> _What you have to do_: Wherever the word "component" appears in the entries, copy the whole line.

Records with interface code
# # # # #
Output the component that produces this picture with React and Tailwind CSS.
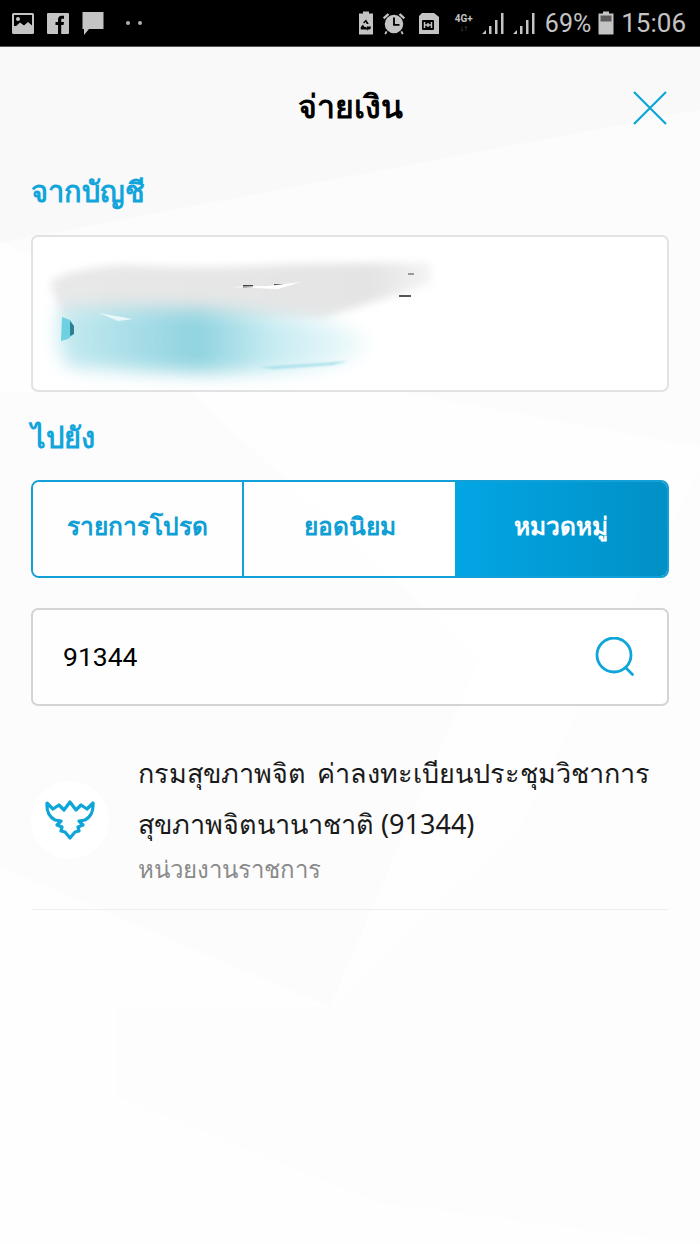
import React from 'react';

const BLUE = '#0ea5d8';

const PhotoIcon = () => (
    <svg width="24" height="23" viewBox="0 0 24 23">
        <rect x="1" y="1" width="22" height="21" rx="1.5" fill="#c4c4c4" />
        <rect x="3" y="3" width="18" height="11" fill="#000" />
        <circle cx="7" cy="7" r="2" fill="#c4c4c4" />
        <path d="M3 16 L9 10.5 L13 13.5 L17 10 L21 13.5 V20 H3 Z" fill="#c4c4c4" />
    </svg>
);

const FacebookIcon = () => (
    <svg width="24" height="23" viewBox="0 0 24 23">
        <rect x="1" y="1" width="22" height="21" rx="1" fill="#c4c4c4" />
        <path d="M12 22 V13 H9.5 V10 H12 V7.5 C12 5 13.5 3.8 15.5 3.8 H18 V6.8 H16.3 C15.4 6.8 15.2 7.2 15.2 8 V10 H18 L17.5 13 H15.2 V22 Z" fill="#000" />
    </svg>
);

const ChatIcon = () => (
    <svg width="24" height="25" viewBox="0 0 24 25">
        <path d="M1.5 1 H22.5 V18 H8 L3 24 V18 H1.5 Z" fill="#c4c4c4" />
    </svg>
);

const RecycleIcon = () => (
    <svg width="16" height="24" viewBox="0 0 16 24">
        <path d="M5 0.5 H11 V2.5 H15 V23.5 H1 V2.5 H5 Z" fill="#c4c4c4" />
        <path d="M8 8.5 L10.8 13 H8.8 L7.3 10.8 L6.2 12.5 L5 11.5 Z M3.5 15 L5 13.8 L6.5 16 H8 V18.5 H3 L2.5 17 Z M9.5 15.5 H13 L12.5 18 L11 18.5 H9.5 V20 L7.8 17.5 L9.5 15 Z" fill="#000" />
    </svg>
);

const AlarmIcon = () => (
    <svg width="24" height="25" viewBox="0 0 26 25">
        <path d="M1 6 L6 1.5 L8 3 L2.5 8 Z M25 6 L20 1.5 L18 3 L23.5 8 Z" fill="#c4c4c4" />
        <circle cx="13" cy="13" r="10" fill="#c4c4c4" />
        <path d="M12 6 H14 V13 H19 V15 H12 Z" fill="#000" />
        <path d="M5 21 L3.5 24 M21 21 L22.5 24" stroke="#c4c4c4" strokeWidth="2" />
    </svg>
);

const SimIcon = () => (
    <svg width="22" height="23" viewBox="0 0 22 23">
        <path d="M1 4 L4 1 H16 L21 5 V22 H1 Z" fill="#c4c4c4" />
        <rect x="4" y="8" width="12" height="10" rx="1" fill="#000" />
        <path d="M6.5 10 V16 M13.5 10 V16 M6.5 13 H13.5 M10 11 V15" stroke="#c4c4c4" strokeWidth="1.5" />
    </svg>
);

const SignalIcon = () => (
    <svg width="24" height="23" viewBox="0 0 24 23">
        <path d="M0 22 L4 18 V22 Z" fill="#c4c4c4" />
        <rect x="7" y="14" width="2.5" height="8" fill="#c4c4c4" />
        <rect x="13" y="8" width="2.5" height="14" fill="#c4c4c4" />
        <rect x="19" y="1" width="2.5" height="21" fill="#c4c4c4" />
    </svg>
);

const BatteryIcon = () => (
    <svg width="16" height="24" viewBox="0 0 16 24">
        <path d="M5 0.5 H11 V2.5 H15.5 V23.5 H0.5 V2.5 H5 Z" fill="#c4c4c4" />
        <rect x="2.5" y="4.5" width="11" height="6" fill="#5a5a5a" />
    </svg>
);

// the garuda crest, outline only
const CrestIcon = () => (
    <svg width="50" height="40" viewBox="0 0 50 40">
        <path
            d="M2 3 L8 9 L14 5 L19 10 L25 2 L31 10 L36 5 L42 9 L48 3 C48.5 11 46 17 40 20 L34 21 L38 25 L33 27 L34 31 L30 32 L25 38 L20 32 L16 31 L17 27 L12 25 L16 21 L10 20 C4 17 1.5 11 2 3 Z"
            fill="none"
            stroke={BLUE}
            strokeWidth="3.2"
            strokeLinejoin="round"
        />
    </svg>
);

const PageBackground = () => (
    <svg className="absolute left-0 top-0" width="700" height="1197" viewBox="0 0 700 1197">
        <path d="M0 0 H700 V63 L0 196 Z" fill="#f9f9f9" />
        <path d="M0 196 L700 63 V400 L400 345 Z" fill="#fcfcfc" />
        <path d="M0 345 L190 345 L480 610 L330 960 L0 820 Z" fill="#fcfcfc" />
        <path d="M117 1050 L380 1156 L700 1197 V420 L520 780 L330 960 L117 960 Z" fill="#fdfdfd" />
    </svg>
);

// blurred-out account details
const AccountSmudge = () => (
    <svg className="absolute left-0 top-0" width="635" height="154" viewBox="0 0 635 154">
        <defs>
            <filter id="soft" x="-20%" y="-50%" width="140%" height="200%">
                <feGaussianBlur stdDeviation="4" />
            </filter>
            <filter id="softer" x="-20%" y="-50%" width="140%" height="200%">
                <feGaussianBlur stdDeviation="9" />
            </filter>
            <filter id="tiny" x="-20%" y="-100%" width="140%" height="300%">
                <feGaussianBlur stdDeviation="1" />
            </filter>
            <linearGradient id="grey" x1="0" x2="1" y1="0" y2="0">
                <stop offset="0" stopColor="#e8e8e8" />
                <stop offset="0.85" stopColor="#e4e4e4" />
                <stop offset="1" stopColor="#f4f4f4" />
            </linearGradient>
            <linearGradient id="teal" x1="0" x2="1" y1="0" y2="0">
                <stop offset="0" stopColor="#c6eaf0" />
                <stop offset="0.45" stopColor="#8fd3df" />
                <stop offset="0.7" stopColor="#c8ecf2" />
                <stop offset="1" stopColor="#f2fbfc" />
            </linearGradient>
        </defs>
        <path d="M17 46 C25 36 60 30 90 28 C140 30 180 32 240 28 C300 26 370 26 398 26 V46 C370 56 320 70 290 82 C200 84 90 84 30 80 Z" fill="url(#grey)" filter="url(#soft)" />
        <path d="M26 72 C90 68 200 72 260 80 C295 84 330 90 334 104 C332 124 300 132 240 134 C180 138 110 134 36 130 C26 120 24 100 26 72 Z" fill="url(#teal)" filter="url(#softer)" />
        <path d="M29 80 L37 83 L41 89 V97 L35 102 L28 104 Z" fill="#6fd0e2" />
        <path d="M37 84 L41 89 V97 L37 99 Z" fill="#2e7f8f" />
        <rect x="210" y="48" width="10" height="3" fill="#444" />
        <rect x="241" y="47" width="9" height="3" fill="#555" />
        <rect x="366" y="58" width="12" height="2" fill="#555" />
        <rect x="375" y="36" width="6" height="2" fill="#999" />
        <path d="M196 50 L235 49 L268 45 L245 52 Z" fill="#ffffff" />
        <path d="M66 76 L100 82 L85 84 Z" fill="#e8f8fa" />
        <path d="M225 130 L290 126 L316 124 L300 128 L240 132 Z" fill="#a8e0ea" filter="url(#tiny)" />
    </svg>
);

const App = () => {
    return (
        <div
            className="w-[700px] h-[1244px] flex flex-col bg-[#fefefe] overflow-hidden"
            style={{ fontFamily: '"Noto Sans", "DejaVu Sans", "Liberation Sans", sans-serif' }}
        >
            <div className="h-[47px] shrink-0 bg-black border-b border-[#555] flex items-center justify-between pl-[11px] pr-[14px] text-[#c4c4c4]">
                <div className="flex items-center gap-[11px]">
                    <PhotoIcon />
                    <FacebookIcon />
                    <ChatIcon />
                    <div className="flex gap-[8px] ml-[10px]">
                        <span className="w-[4px] h-[4px] rounded-full bg-[#b0b0b0]" />
                        <span className="w-[4px] h-[4px] rounded-full bg-[#b0b0b0]" />
                    </div>
                </div>
                <div className="flex items-center font-['Roboto']">
                    <RecycleIcon />
                    <span className="ml-[8px]"><AlarmIcon /></span>
                    <span className="ml-[12px]"><SimIcon /></span>
                    <div className="ml-[11px] flex flex-col items-center leading-none w-[26px]">
                        <span className="text-[10px] font-bold leading-[11px]">4G+</span>
                        <span className="text-[8px] leading-[10px] text-[#666]">↓↑</span>
                    </div>
                    <span className="ml-[5px]"><SignalIcon /></span>
                    <span className="ml-[7px]"><SignalIcon /></span>
                    <span className="ml-[8px] text-[25px] leading-none">69%</span>
                    <span className="ml-[7px]"><BatteryIcon /></span>
                    <span className="ml-[7px] text-[26px] leading-none">15:06</span>
                </div>
            </div>

            <div className="relative flex-1 px-[31px]">
                <PageBackground />
                <div className="relative">
                    <div className="h-[122px] pb-[4px] flex items-center justify-center relative">
                        <h1 className="text-[32px] font-bold text-black leading-none">จ่ายเงิน</h1>
                        <svg className="absolute right-[1px] top-[43px]" width="36" height="36" viewBox="0 0 36 36">
                            <path d="M2 2 L34 34 M34 2 L2 34" stroke={BLUE} strokeWidth="2.2" fill="none" />
                        </svg>
                    </div>

                    <div className="mt-[1px] h-[44px] text-[29px] font-bold leading-[42px] text-[#12a5dc]">จากบัญชี</div>

                    <div className="relative mt-[21px] h-[157px] rounded-[7px] border-2 border-[#e2e2e2] bg-white">
                        <AccountSmudge />
                    </div>

                    <div className="mt-[23px] h-[44px] text-[29px] font-bold leading-[44px] text-[#12a5dc]">ไปยัง</div>

                    <div className="mt-[21px] h-[98px] flex rounded-[8px] border-2 border-[#12a0d6] overflow-hidden text-[24.5px] font-bold">
                        <div className="w-[211px] pb-[5px] flex items-center justify-center border-r-2 border-[#12a0d6] bg-white/80 text-[#0e9fd4]">รายการโปรด</div>
                        <div className="w-[211px] pb-[5px] flex items-center justify-center bg-white/80 text-[#0e9fd4]">ยอดนิยม</div>
                        <div className="flex-1 pb-[5px] flex items-center justify-center bg-gradient-to-r from-[#02a6e4] to-[#0290c6] text-white">หมวดหมู่</div>
                    </div>

                    <div className="mt-[30px] h-[98px] flex items-center justify-between rounded-[7px] border-2 border-[#d4d4d4] bg-white/70 pl-[30px] pr-[32px]">
                        <span className="font-['Roboto'] text-[26.5px] text-black leading-none">91344</span>
                        <svg width="40" height="40" viewBox="0 0 40 40">
                            <circle cx="19" cy="18" r="17" stroke={BLUE} strokeWidth="2.8" fill="none" />
                            <path d="M31 31 L37.5 37.5" stroke={BLUE} strokeWidth="2.8" strokeLinecap="round" />
                        </svg>
                    </div>

                    <div className="mt-[44px] h-[160px] flex items-center border-b border-[#efefef]">
                        <div className="w-[78px] h-[78px] -mt-[20px] rounded-full bg-white flex items-center justify-center shrink-0">
                            <CrestIcon />
                        </div>
                        <div className="ml-[29px] -mt-[20px]">
                            <div className="text-[27px] leading-[49px] -translate-y-[2px] [word-spacing:4px] text-[#1a1a1a] whitespace-nowrap">กรมสุขภาพจิต ค่าลงทะเบียนประชุมวิชาการ</div>
                            <div className="text-[27px] leading-[49px] text-[#1a1a1a] whitespace-nowrap">สุขภาพจิตนานาชาติ (91344)</div>
                            <div className="text-[24px] leading-[42px] text-[#8a8a8a] whitespace-nowrap">หน่วยงานราชการ</div>
                        </div>
                    </div>
                </div>
            </div>
        </div>
    );
};

export default App;
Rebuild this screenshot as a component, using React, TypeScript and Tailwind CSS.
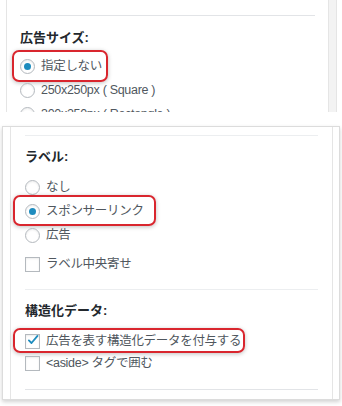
import type { ReactNode } from "react";

const font = { fontFamily: '"Liberation Sans", "Noto Sans CJK JP", sans-serif' };

function Radio({ checked }: { checked?: boolean }) {
  return (
    <span className="flex h-[15px] w-[15px] shrink-0 items-center justify-center rounded-full border border-[#b4b9be] bg-white shadow-[inset_0_1px_2px_rgba(0,0,0,0.08)]">
      {checked && <span className="h-[7px] w-[7px] rounded-full bg-[#1e8cbe]" />}
    </span>
  );
}

function Check({ checked }: { checked?: boolean }) {
  return (
    <span className="flex h-[15px] w-[15px] shrink-0 items-center justify-center border border-[#b4b9be] bg-white shadow-[inset_0_1px_2px_rgba(0,0,0,0.08)]">
      {checked && (
        <svg viewBox="0 0 16 16" className="-mt-[2px] ml-[1px] h-[16px] w-[16px]">
          <path d="M2.5 8.5 L6 12 L14 2.5" fill="none" stroke="#1e8cbe" strokeWidth="2.4" strokeLinecap="round" strokeLinejoin="round" />
        </svg>
      )}
    </span>
  );
}

function Row({ children, control, box, h = "h-[24px]" }: { children: ReactNode; control: ReactNode; box?: string; h?: string }) {
  return (
    <div className={`relative flex items-center gap-[6px] text-[12.5px] text-[#50575e] ${h}`}>
      {box && <span className={`pointer-events-none absolute rounded-[7px] border-2 border-[#d9262e] shadow-[0_1px_4px_rgba(0,0,0,0.25)] ${box}`} />}
      {control}
      <span className="tracking-[-0.3px]">{children}</span>
    </div>
  );
}

export default function App() {
  return (
    <div className="h-[406px] w-[342px] overflow-hidden bg-white" style={font}>
      {/* upper crop */}
      <div className="flex h-[112px] overflow-hidden">
        <div className="ml-[6px] w-[323px] shrink-0 border-x border-[#e5e5e5] bg-white px-[13px] pt-[15px]">
          <div className="h-px bg-[#e2e4e7]" />
          <div className="mt-[13px] text-[13px] font-bold leading-[18px] text-[#23282d]">広告サイズ:</div>
          <div className="mt-[7px]">
            <Row control={<Radio checked />} box="-left-[8px] -top-[4px] -bottom-[4px] w-[96px]">指定しない</Row>
            <Row control={<Radio />}>250x250px ( Square )</Row>
            <Row control={<Radio />}>300x250px ( Rectangle )</Row>
          </div>
        </div>
        <div className="w-[8px] shrink-0 border-r border-[#e5e5e5] bg-[#f3f3f3]" />
      </div>

      {/* lower crop */}
      <div className="mx-[2px] mt-[14px] h-[274px] border border-[#dcdcdc] shadow-[0_2px_4px_rgba(0,0,0,0.18)]">
        <div className="ml-[7px] mr-[6px] h-full border-x border-[#e5e5e5] bg-white px-[14px] pt-[8px]">
          <div className="h-px bg-[#eceef0]" />
          <div className="mt-[12px] text-[13px] font-bold leading-[18px] text-[#23282d]">ラベル:</div>
          <div className="mt-[9px]">
            <Row control={<Radio />}>なし</Row>
            <Row control={<Radio checked />} box="-left-[12px] -top-[4px] -bottom-[3px] w-[143px]">スポンサーリンク</Row>
            <Row control={<Radio />}>広告</Row>
          </div>
          <div className="mt-[5px]">
            <Row control={<Check />}>ラベル中央寄せ</Row>
          </div>
          <div className="mt-[13px] h-px bg-[#eceef0]" />
          <div className="mt-[12px] text-[13px] font-bold leading-[18px] text-[#23282d]">構造化データ:</div>
          <div className="mt-[10px]">
            <Row h="h-[22px]" control={<Check checked />} box="-left-[12px] -top-[2px] -bottom-[1px] w-[232px]">広告を表す構造化データを付与する</Row>
            <Row h="h-[22px]" control={<Check />}>&lt;aside&gt; タグで囲む</Row>
          </div>
          <div className="mt-[15px] h-px bg-[#e2e4e7]" />
        </div>
      </div>
    </div>
  );
}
# # # # #
> _Exercise response_:
Output the component that produces this picture with React and Tailwind CSS.
Rebuild this screenshot as a component, using React, TypeScript and Tailwind CSS.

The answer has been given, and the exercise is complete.